A final and very practical point that any article on DCBX needs to cover is that we are in an evolving world and there are multiple different, and indeed incompatible, versions of DCBX available. Just reviewing the common DCB equipment available today you need to consider DCBX 1.0 as used by pre-standards FCoE products, DCBX 1.01 sometimes referred to as the Converged Enhanced Ethernet (CEE) or baseline version as found most commonly on shipping products today, and DCBX IEEE as actually defined in the standards (physically mostly contained within the ETS standard). It is also important to note that while some products have mechanisms to auto discover and select which version of DCBX to use, there is in fact no standard for such mechanisms. In this case the term is I assume ‘caviat emptor – buyer beware’.
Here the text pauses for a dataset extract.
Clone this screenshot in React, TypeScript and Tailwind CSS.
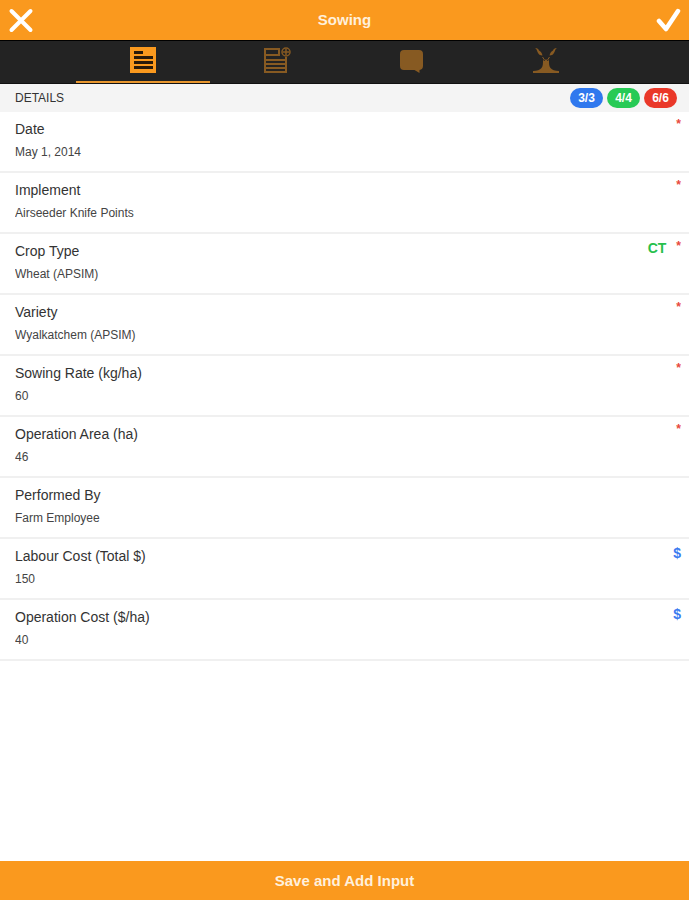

All that said, maybe I should have started this blog reminding everyone that the I/O convergence parts of DCB are not just about allowing storage traffic to be mixed with non-storage traffic without fate sharing problems, but is actually about collapsing the multiple networks of different networks into a single network. I believe the average server is said to have about 6 NICs’ today? As such in the 10GbE and up Ethernet world, the full capabilities of DCBX really are a critical enabler for simplifying the operation of the modern converged virtualized data center.